I am not talking about making a Table of Contents page inside the e-book.
I am talking about the Table of Contents shown on the left of a Kindle/Kobe/etc.
For example, I am uploading the new e-book to Kindle and ePub right now. The Table of Contents shows all the titles and subtitles. I would like to show titles only.
I don’t think you can control that, unless you edit the .mobi file in som other program afterwards. That ToC is essentially created by the reader software.
What you can experiment with is to change the organisation of your Binder structure, so that only top levels are folders and you have as few sub-levels as possible.
Everything that has a title in the ebook will end up in the automatic toc, irrespective if they are folders or files in the Binder.
In my latest ebook the Binder has three levels: parts (titles checked in Compile), chapters (titles checked in Compile) and chapter content (text checked in Compile). Parts and Chapters end up in the automatic toc in both the .mobi and .epub files.
There should be more control over this with Scrivener 3, which imports ePub 3. In ePub 2, the sidebar contents is a separate entity from the HTML table of contents that can optionally be included at the start of the book. The sidebar is generated from an NCX XML file, whereas the contents the user sees inside the book is HTML. It would have been added a layer of complexity to allow the user to determine the NCX (which wasn’t shown by many e-readers anyway), so Scrivener generates that automatically, while allowing the user to override the HTML contents.

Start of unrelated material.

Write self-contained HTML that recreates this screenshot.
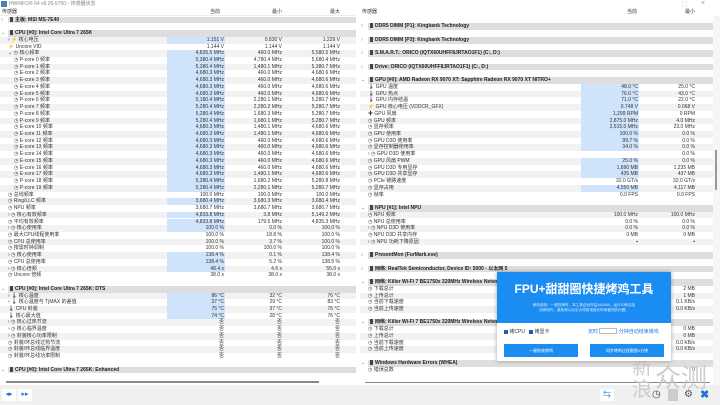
<!DOCTYPE html>
<html><head><meta charset="utf-8"><style>
*{margin:0;padding:0;box-sizing:border-box}
body{width:720px;height:405px;overflow:hidden;background:#fff;font-family:"Liberation Sans","Noto Sans CJK SC",sans-serif;font-size:5px;color:#333;position:relative}
.a{position:absolute;white-space:nowrap}
.r{position:absolute;height:6.73px;line-height:6.73px;white-space:nowrap}
.h{background:#dedede;font-weight:bold;color:#222}
.alt{background:#f2f2f2}
.v{position:absolute;text-align:right;width:60px}
.ic{display:inline-block;width:3px;height:5px;background:#444;vertical-align:-1px;margin-right:2px}
</style></head><body>
<div class="a" style="left:0;top:0;width:720px;height:9px;background:#fff;color:#888;line-height:9px;padding-left:9px">HWiNFO® 64 v8.26-5750 - 传感器状态</div>
<div class="a" style="left:1px;top:1px;width:6px;height:6px;background:#4a7fb5"></div>
<div class="a" style="left:682px;top:1px;color:#999">▢</div><div class="a" style="left:701px;top:0;color:#999;font-size:7px">×</div>
<div class="a" style="left:0;top:9px;width:356px;height:7px;line-height:7px;padding-left:2px;border-bottom:1px solid #eee">传感器</div>
<div class="a" style="left:210px;top:9px;line-height:7px">当前</div><div class="a" style="left:272px;top:9px;line-height:7px">最小</div><div class="a" style="left:330px;top:9px;line-height:7px">最大</div>
<div class="a" style="left:360px;top:9px;width:353px;height:7px;line-height:7px;padding-left:2px">传感器</div>
<div class="a" style="left:627px;top:9px;line-height:7px">当前</div><div class="a" style="left:685px;top:9px;line-height:7px">最小</div>
<div id="L"></div><div id="R"></div>
<div class="a" style="left:713px;top:16px;width:7px;height:370px;background:#f6f6f6"></div>
<div class="a" style="left:715px;top:150px;width:2px;height:40px;background:#999"></div>
<div class="a" style="left:6px;top:381px;width:313px;height:1.5px;background:#888"></div>
<div class="a" style="left:365px;top:382px;width:345px;height:1px;background:#888"></div>
<div class="a" style="left:0;top:385px;width:720px;height:20px;background:#f0f0f0"></div>
<div class="a" style="left:2px;top:389px;width:14px;height:12px;background:#fff;color:#1a7ad6;font-size:7px;text-align:center;line-height:12px">◂▸</div>
<div class="a" style="left:18px;top:389px;width:14px;height:12px;background:#fff;color:#1a7ad6;font-size:7px;text-align:center;line-height:12px">▸▸</div>
<div class="a" style="left:600px;top:389px;width:14px;height:12px;background:#fff;color:#1a7ad6;font-size:8px;text-align:center">⇆</div>
<div class="a" style="left:652px;top:389px;font-size:10px;color:#444">◷</div>
<div class="a" style="left:668px;top:389px;width:10px;height:12px;background:#ccc"></div>
<div class="a" style="left:684px;top:389px;font-size:10px;color:#555">⚙</div>
<div class="a" style="left:700px;top:388px;font-size:11px;color:#1a7ad6;font-weight:bold">✖</div>
<div class="a" style="left:632px;top:355px;font-size:20px;color:rgba(200,200,200,.9);font-family:'Noto Sans CJK SC',sans-serif;line-height:22px;width:25px;white-space:normal">新浪</div>
<div class="a" style="left:655px;top:358px;font-size:26px;color:rgba(200,200,200,.9);font-family:'Noto Sans CJK SC',sans-serif">众测</div>
<div class="a" style="left:497px;top:272px;width:174px;height:89px;background:#fff;box-shadow:0 0 4px rgba(0,0,0,.35)">
 <div style="height:51px;background:#1a8cf2;color:#fff;text-align:center">
  <div style="font-size:12px;font-weight:bold;padding-top:10px;line-height:14px">FPU+甜甜圈快捷烤鸡工具</div>
  <div style="font-size:3.6px;line-height:5px;margin-top:7px;opacity:.85">使用说明：一键双烤时，本工具自动开启AIDA64，运行10秒后自<br>动停用内，避免和以后引大导致电脑长时间被死的问题。</div>
 </div>
 <div style="position:absolute;left:7px;top:56px;font-size:5px;color:#333;line-height:8px"><span style="display:inline-block;width:4px;height:4px;background:#1a5fb4;vertical-align:-0.5px"></span> 烤CPU &nbsp;&nbsp;<span style="display:inline-block;width:4px;height:4px;background:#1a5fb4;vertical-align:-0.5px"></span> 烤显卡</div>
 <div style="position:absolute;left:91px;top:56px;font-size:5px;color:#1a7ad6;line-height:8px">定时 <span style="display:inline-block;width:18px;height:6px;border:1px solid #bbb;vertical-align:-1px"></span> 分钟自动结束烤鸡</div>
 <div style="position:absolute;left:7px;top:72px;width:74px;height:13px;background:#1a8cf2;color:#fff;text-align:center;line-height:13px;font-size:4px">一键结束烤鸡</div>
 <div style="position:absolute;left:93px;top:72px;width:74px;height:13px;background:#1a8cf2;color:#fff;text-align:center;line-height:13px;font-size:4px">同步烤鸡过程截图1分钟</div>
</div>
<script>
const P=6.73,T0=16.6;
function mk(id,x0,w,cols,rows,blue){let h='';rows.forEach((r,i)=>{const y=T0+i*P;if(r===0)return;
 if(r[0]==='H'){h+=`<div class="r h" style="left:${x0+8}px;top:${y}px;width:${w-8}px;padding-left:2px"><span class="ic"></span>${r[1]}</div><div class="r" style="left:${x0+1}px;top:${y}px;color:#777">${r[2]||'›'}</div>`;return;}
 const bg=(i%2)?'alt':'';
 h+=`<div class="r ${bg}" style="left:${x0}px;top:${y}px;width:${w}px"></div>`;
 if(r[4])h+=`<div class="r" style="left:${blue}px;top:${y}px;width:58px;background:#cfe3fb"></div>`;
 h+=`<div class="r" style="left:${x0+r[0]}px;top:${y}px">${r[1]}</div>`;
 r[2].forEach((v,k)=>{h+=`<div class="r v" style="left:${cols[k]-60}px;top:${y}px">${v}</div>`});});
 document.getElementById(id).innerHTML=h;}
const L=[['H','主板: MSI MS-7E40','›'],0,['H','CPU [#0]: Intel Core Ultra 7 265K','⌄']];
const f=(n,c,v,mn,mx,b=1)=>[n,c,[v,mn,mx],0,b];
L.push(f(8,'› ⚡ 核心电压','1.151 V','0.830 V','1.229 V'),f(8,'⚡ Uncore VID','1.144 V','1.144 V','1.144 V',0),f(8,'⌄ ◷ 核心频率','4,835.5 MHz','460.0 MHz','5,580.5 MHz'));
const cores=[['P',0,'5,380.4','4,780.4','5,680.4'],['P',1,'5,380.4','1,480.1','5,380.7'],['E',2,'4,680.3','460.0','4,680.6'],['E',3,'4,680.3','460.0','4,680.6'],['E',4,'4,680.3','460.0','4,680.6'],['E',5,'4,680.3','460.0','4,680.6'],['P',6,'5,180.4','2,280.1','5,280.7'],['P',7,'5,280.4','2,280.2','5,280.7'],['P',8,'5,280.4','1,680.3','5,280.7'],['P',9,'5,280.4','1,680.1','5,280.7']];
for(let i=10;i<18;i++)cores.push(['E',i,'4,680.3',i<12||i==17?'1,480.1':'460.0','4,680.6']);
cores.push(['P',18,'5,280.4','1,680.2','5,280.8'],['P',19,'5,280.4','2,280.1','5,280.7']);
cores.forEach(c=>L.push(f(14,`◷ ${c[0]}-core ${c[1]} 频率`,c[2]+' MHz',c[3]+' MHz',c[4]+' MHz')));
L.push(f(8,'◷ 总线频率','100.0 MHz','100.0 MHz','100.0 MHz',0),f(8,'◷ Ring/LLC 频率','3,680.4 MHz','3,680.3 MHz','3,680.4 MHz'),f(8,'◷ NPU 频率','3,680.7 MHz','3,680.7 MHz','3,680.7 MHz',0),
f(8,'› ◷ 核心有效频率','4,833.8 MHz','3.8 MHz','5,149.2 MHz'),f(8,'◷ 平均有效频率','4,833.8 MHz','179.5 MHz','4,835.3 MHz'),f(8,'› ◷ 核心使用率','100.0 %','0.0 %','100.0 %'),
f(8,'◷ 最大CPU线程使用率','100.0 %','18.8 %','100.0 %',0),f(8,'◷ CPU 总使用率','100.0 %','3.7 %','100.0 %',0),f(8,'◷ 按需时钟调制','100.0 %','100.0 %','100.0 %',0),
f(8,'› ◷ 核心使用率','138.4 %','0.1 %','138.4 %'),f(8,'◷ CPU 总使用率','138.4 %','5.2 %','138.5 %'),f(8,'› ◷ 核心倍频','48.4 x','4.6 x','55.0 x'),f(8,'◷ Uncore 倍频','38.0 x','38.0 x','38.0 x',0),0,
['H','CPU [#0]: Intel Core Ultra 7 265K: DTS','⌄'],f(8,'› 🌡 核心温度','86 °C','32 °C','76 °C'),f(8,'› 🌡 核心温度与 TjMAX 的差值','37 °C','29 °C','83 °C'),f(8,'🌡 CPU 封装','75 °C','37 °C','76 °C'),f(8,'🌡 核心最大值','74 °C','28 °C','76 °C'),
f(8,'› ◷ 核心过热节流','否','否','否',0),f(8,'› ◷ 核心临界温度','否','否','否',0),f(8,'› ◷ 封装核心功率限制','否','否','否',0),f(8,'◷ 封装/环总线过热节流','否','否','否',0),f(8,'◷ 封装/环总线临界温度','否','否','否',0),f(8,'◷ 封装/环总线功率限制','否','否','否',0),0,['H','CPU [#0]: Intel Core Ultra 7 265K: Enhanced','⌄']);
mk('L',0,356,[224,282,340],L,167);
const g=(n,c,v,mn,b=1)=>[n,c,[v,mn],0,b];
const R=[0,['H','DDR5 DIMM [P1]: Kingbank Technology'],0,['H','DDR5 DIMM [P3]: Kingbank Technology'],0,['H','S.M.A.R.T.: ORICO (IQTX60UHFF8JRTAO1F1) (C:, D:)'],0,['H','Drive: ORICO (IQTX60UHFF8JRTAO1F1) (C:, D:)'],0,['H','GPU [#0]: AMD Radeon RX 9070 XT: Sapphire Radeon RX 9070 XT NITRO+','⌄'],
g(8,'🌡 GPU 温度','48.0 °C','25.0 °C'),g(8,'🌡 GPU 热点','76.0 °C','43.0 °C'),g(8,'🌡 GPU 内存结温','71.0 °C','22.0 °C'),g(8,'⚡ GPU 核心电压 (VDDCR_GFX)','0.748 V','0.068 V'),g(8,'✚ GPU 风扇','1,299 RPM','0 RPM'),
g(8,'◷ GPU 频率','2,875.0 MHz','4.0 MHz'),g(8,'◷ 显存频率','2,515.0 MHz','23.0 MHz'),g(8,'◷ GPU 使用率','100.0 %','0.0 %'),g(8,'◷ GPU D3D 使用率','99.7 %','0.0 %'),g(8,'◷ 显存控制器使用率','34.0 %','0.0 %'),
g(8,'› ◷ GPU D3D 使用率','','0.0 %',0),g(8,'◷ GPU 风扇 PWM','25.0 %','0.0 %'),g(8,'◷ GPU D3D 专用显存','1,690 MB','1,235 MB'),g(8,'◷ GPU D3D 共享显存','435 MB','437 MB'),g(8,'◷ PCIe 链路速度','32.0 GT/s','32.0 GT/s',0),g(8,'◷ 显存占用','4,550 MB','4,117 MB'),g(8,'◷ 帧率','0.0 FPS','0.0 FPS',0),0,
['H','NPU [#1]: Intel NPU','⌄'],g(8,'◷ NPU 频率','100.0 MHz','100.0 MHz',0),g(8,'◷ NPU 总使用率','0.0 %','0.0 %',0),g(8,'› ◷ NPU D3D 使用率','0.0 %','0.0 %',0),g(8,'◷ NPU D3D 共享内存','0 MB','0 MB',0),g(8,'› ◷ NPU 功耗下降原因','▪','▪',0),0,
['H','PresentMon (FurMark.exe)'],0,['H','网络: RealTek Semiconductor, Device ID: 5000 - 以太网 5'],0,['H','网络: Killer Wi-Fi 7 BE1750x 320MHz Wireless Network Adapter','⌄'],
g(8,'◷ 下载总计','','2 MB',0),g(8,'◷ 上传总计','','1 MB',0),g(8,'◷ 当前下载速度','','0.1 KB/s',0),g(8,'◷ 当前上传速度','','0.0 KB/s',0),0,
['H','网络: Killer Wi-Fi 7 BE1750x 320MHz Wireless Network Adapter','⌄'],g(8,'◷ 下载总计','','0 MB',0),g(8,'◷ 上传总计','','0 MB',0),g(8,'◷ 当前下载速度','','0.0 KB/s',0),g(8,'◷ 当前上传速度','','0.0 KB/s',0),0,
['H','Windows Hardware Errors (WHEA)','⌄'],g(8,'◷ 错误总数','','0',0)];
mk('R',360,353,[638,695],R,581);
</script>
</body></html>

The NCX file is deprecated in ePub 3. The sidebar contents are now taken directly from the HTML file which is built around a block. This means that when you override the HTML file in ePub 3 in Scrivener 3, then you also override the sidebar navigation. This also affects Kindle export since Kindle files are generated from the raw ePub files internally. (Scrivener 3 will still include an NCX file in its ePub 3 files for backwards-compatibility with older readers, but Kindle and ePub 3-supporting readers - which is most of them these days - will use the user-defined HTML table of contents everywhere.)
In the meantime, however, until Scrivener 3 is released, the only way is indeed to edit the file using a third-party tool such as Calibre.
In my testing in different previewers, e-readings apps, it seems that the presence of the NCX in my epub3 export, which is there for backwards compatibility, is always displayed in the app.
If this is the case, S3 should give us the option to shut it off if we don’t want it there, knowing that we will take the risk of our book not working on older devices.
Any app conforming to ePub 3 specs should use the navigable table of contents rather than the NCX file - this would be a bug in the reader app if not. The inclusion of the NCX for compatibility with older readers is something recommended in the ePub 3 specs:
But, as I say, ePub 3 readers should just use the ToC nav document (the table of contents file). In all of my tests, e-readers have displayed the table of contents as expected for ePub 3 files and have not unexpectedly used the NCX. Perhaps you could provide a sample epub file or Scrivener project that shows the issue along with information about in which readers you are seeing the problem?
I cannot figure out how it works in Scrivener 3. The documents I don’t want to include into ToC, are assigned to a section with “Hide entry in HTML table of contents” on. Indeed, if a “Generate HTML table of contents” option is on, then this extra-ToC is generated correctly, with only chapter titles.
However in the automatic ToC (I’m talking about epub now, and I’m using Apple Books to look at it) each and every document from the binder appears with the title (“scene”, “dedication” and so on).
I looked at it in Sigil, and these links are shown with “hidden” attribute, like that:
If Apple Books is ignoring the “hidden” attribute then no, there isn’t much you can do about it in Scrivener.
You could fix the problem by merging documents in Scrivener so that the Scrivener Binder matches what you want to see in the ebook ToC. But that’s obviously a fairly radical step.